Moreover, Zigbee’s integration with the Matter protocol via bridges ensures that existing Zigbee investments remain relevant. Many hub manufacturers (Apple, Amazon, Google, Samsung) have committed to bridging Zigbee devices into the Matter ecosystem. So purchasing Zigbee products today is not a dead end; they will likely work with future Matter-controlled smart homes through a compatible bridge.

Another trend is the rise of Zigbee-based energy harvesting devices, such as switches that generate a tiny current from a button press to transmit a Zigbee RF signal. These use the Zigbee Green Power profile, enabling truly battery-less switches—a holy grail for sustainable home automation.

Finally, the open-source community continues to innovate with projects like Zigbee2MQTT and ZHA (Zigbee Home Automation) in Home Assistant, allowing hobbyists to use affordable, previously incompatible hardware by writing custom device converters.
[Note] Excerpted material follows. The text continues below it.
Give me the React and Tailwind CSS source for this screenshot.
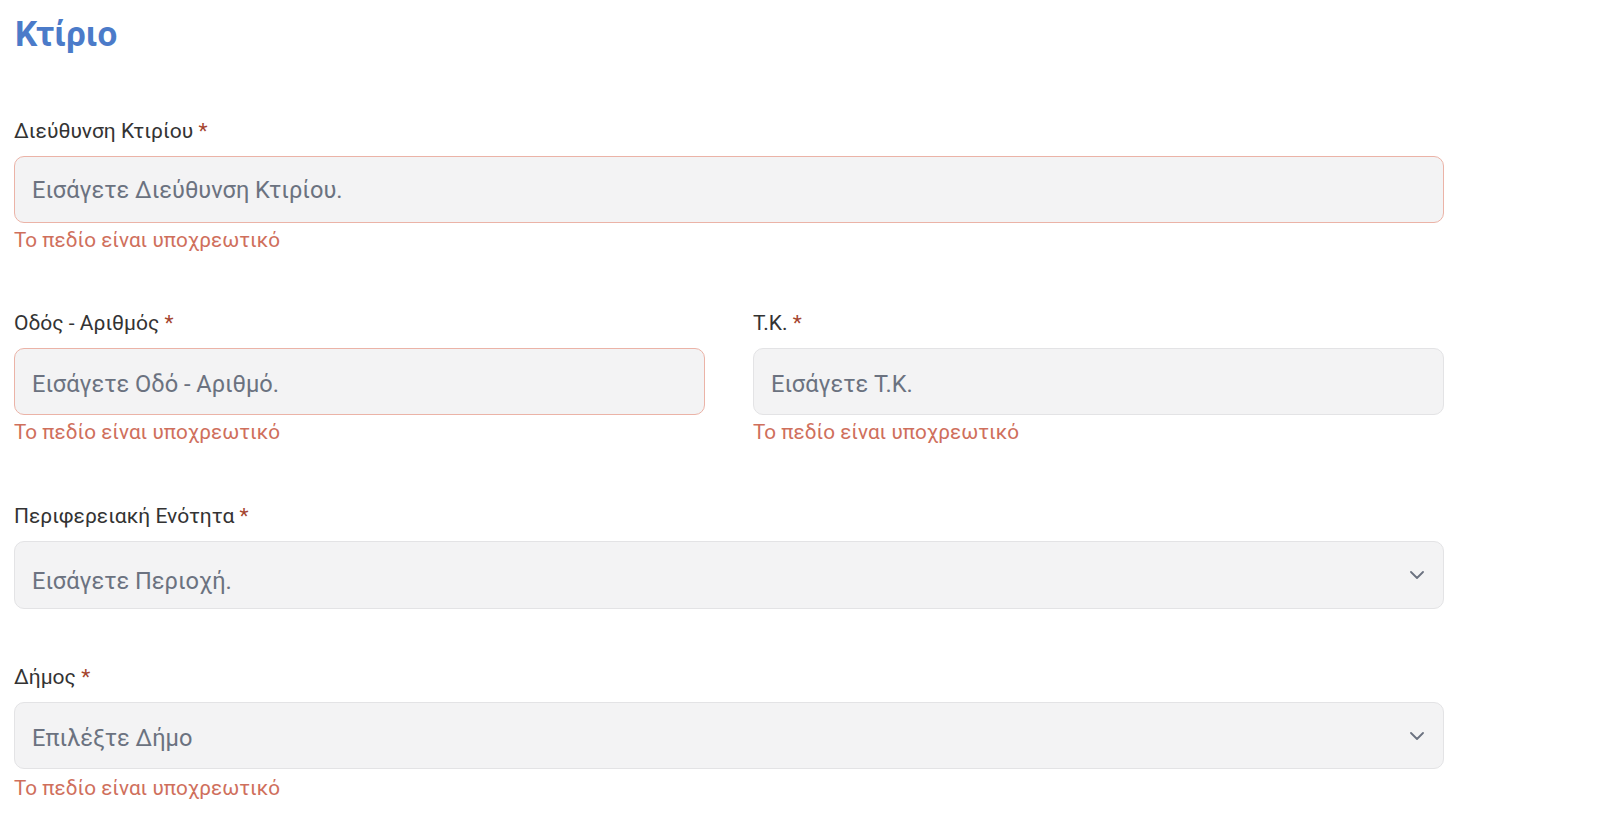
import React from "react";

const Chevron = () => (
  <svg width="14" height="8" viewBox="0 0 14 8" fill="none" className="shrink-0">
    <path d="M1 1l6 6 6-6" stroke="#6b7280" strokeWidth="1.8" strokeLinecap="round" strokeLinejoin="round" />
  </svg>
);

const Label = ({ children }) => (
  <div className="text-[21px] leading-[26px] text-[#333333] mb-[12px]">
    {children} <span className="text-[#a5452f]">*</span>
  </div>
);

const Err = ({ gap = "mt-[4px]" }) => (
  <div className={"text-[20.7px] leading-[26px] text-[#cf6f5c] " + gap}>Το πεδίο είναι υποχρεωτικό</div>
);

const Input = ({ placeholder, error, select, box, text }) => (
  <div
    className={
      "rounded-[10px] bg-[#f3f3f4] border flex items-center pl-[17px] pr-[19px] " +
      box +
      " " +
      (error ? "border-[#ebb3a7]" : "border-[#e3e3e5]")
    }
  >
    <span className={"flex-1 text-[23.6px] leading-[28px] text-[#6b7280] " + text}>{placeholder}</span>
    {select && <Chevron />}
  </div>
);

export default function App() {
  return (
    <div
      className="w-[1600px] h-[830px] bg-white pl-[14px] overflow-hidden"
      style={{ fontFamily: "Roboto, 'Noto Sans', sans-serif" }}
    >
      <div className="w-[1430px]">
        <h1 className="pt-[15px] pl-[1px] text-[35px] leading-[40px] font-bold text-[#4b7bc9]">Κτίριο</h1>

        <div className="mt-[63px]">
          <Label>Διεύθυνση Κτιρίου</Label>
          <Input box="h-[67px]" text="pt-[1px]" placeholder="Εισάγετε Διεύθυνση Κτιρίου." error />
          <Err />
        </div>

        <div className="mt-[57px] grid grid-cols-2 gap-x-[48px]">
          <div>
            <Label>Οδός - Αριθμός</Label>
            <Input box="h-[67px]" text="pt-[4px]" placeholder="Εισάγετε Οδό - Αριθμό." error />
            <Err />
          </div>
          <div>
            <Label>Τ.Κ.</Label>
            <Input box="h-[67px]" text="pt-[4px]" placeholder="Εισάγετε Τ.Κ." />
            <Err />
          </div>
        </div>

        <div className="mt-[58px]">
          <Label>Περιφερειακή Ενότητα</Label>
          <Input box="h-[68px]" text="pt-[12px]" placeholder="Εισάγετε Περιοχή." select />
        </div>

        <div className="mt-[55px]">
          <Label>Δήμος</Label>
          <Input box="h-[67px]" text="pt-[5px]" placeholder="Επιλέξτε Δήμο" select />
          <Err gap="mt-[6px]" />
        </div>
      </div>
    </div>
  );
}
This community support extends the life of older Zigbee chips and sensors, proving that Zigbee’s ecosystem is vibrant and resilient.

External link: Zigbee2MQTT – Open-source Zigbee to MQTT bridge

Conclusion

Zigbee has earned its place as a foundational protocol for low-power home automation. Its combination of energy efficiency, self-healing mesh networking, strong security, and broad ecosystem support makes it an ideal choice for sensors, lighting, locks, and switches. While challenges like interference and device fragmentation persist, they are manageable with careful network design and hub selection. As the smart home industry moves toward unified standards like Matter, Zigbee continues to evolve, ensuring that devices bought today will remain functional and valuable for years to come. Whether you are building a simple lighting automation or a comprehensive whole-home system, Zigbee provides the reliability and low power draw that battery-powered smart home devices demand.